I very much enjoyed Wool, which takes place in a dystopian future.
posted by qwip at 8:24 PM on May 15, 2015


I really liked Deborah Feldman's memoir, Unorthodox: the Scandalous Rejection of My Hasidic Roots.
posted by hurdy gurdy girl at 12:48 AM on May 16, 2015


Maybe Safe?
posted by Bron at 8:25 AM on May 16, 2015


Leaving the Saints: How I Lost the Mormons and Found My Faith by Martha Beck (memoir)

The Chosen One by Carol Lynch Williams (YA novel) about a girl who escapes a Mormon cult

When Night Is Falling (1996 film about Camille, a Christian college professor who fall in love with a woman)
posted by alicat at 8:57 AM on May 16, 2015


A classic of sorts might be Thomas Wolfe. He left his small town of Asheville for the big city and the world, and wrote about it, twice. First in Look Homeward, Angel and its sequel, Of Time and the River, as Eugene Gant; and then in The Web and the Rock and its sequel, You Can't Go Home Again, as George Webber. He died tragically at 38 and those second two were published posthumously. The residents of Asheville were famously annoyed with his writing about them in such detail.
posted by Rash at 12:47 PM on May 16, 2015


Sons of Perdition is on Netflix.
posted by AllShoesNoSocks at 1:08 PM on May 16, 2015


Thank you all for this wealth of suggestions! I'm looking forward to pursuing these leads!

Also, I devoured both Kimmy Schmidt and Wool and loved them. I hadn't thought of them as part of this category before, but they totally are!
posted by faethverity at 1:31 PM on May 16, 2015


Lauren Groff's Arcadia is about a boy who grows up in Arcadia, a fictional commune similar to The Farm; the last 2/3 of the novel is about what happens when he and his family leave Arcadia.
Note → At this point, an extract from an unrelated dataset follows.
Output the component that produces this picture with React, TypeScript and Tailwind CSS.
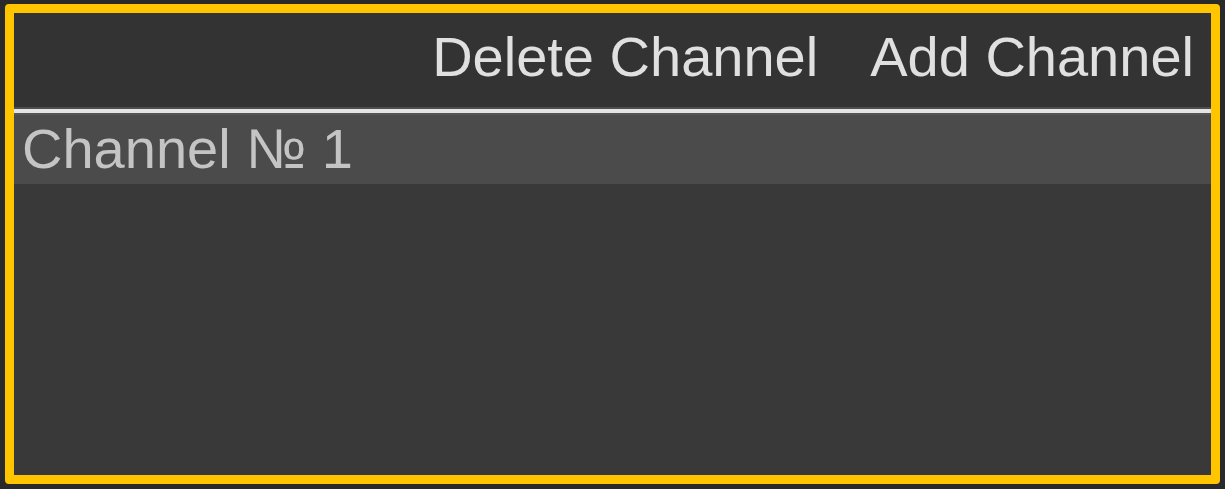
export default function App() {
  return (
    <div
      className="w-[1225px] h-[489px] bg-[#2a2a2a] pt-[4px] pb-[5px] pl-[5px] pr-[5px]"
      style={{ fontFamily: '"Liberation Sans", Arial, sans-serif' }}
    >
      <div className="h-full border-[9px] border-[#ffc600] rounded-[4px] flex flex-col bg-[#393939] overflow-hidden">
        <div className="h-[94px] shrink-0 bg-[#333333] flex items-start justify-end pt-[16px] pr-[17px] gap-[52px] text-[56px] leading-none text-[#e0e0e0]">
          <span>Delete Channel</span>
          <span>Add Channel</span>
        </div>
        <div className="h-[2px] shrink-0 bg-[#4e4e4e]" />
        <div className="h-[4px] shrink-0 bg-[#e4e4e4]" />
        <div className="h-[2px] shrink-0 bg-[#555555]" />
        <div className="h-[69px] shrink-0 bg-[#4b4b4b] pt-[6px] pl-[8px] text-[56px] leading-none text-[#c4c4c4]">
          Channel № 1
        </div>
        <div className="flex-1 bg-[#393939]" />
      </div>
    </div>
  );
}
(The article I linked to about The Farm is actually an interview of 8 people who left that commune.)
posted by hurdy gurdy girl at 5:45 PM on May 16, 2015


On Such a Full Sea, by Chang-rae Lee, a dystopian future/post-apocalyptic novel. A young woman leaves her walled-in city to search for her boyfriend, who has disappeared somewhere into the "open counties". Really beautifully written.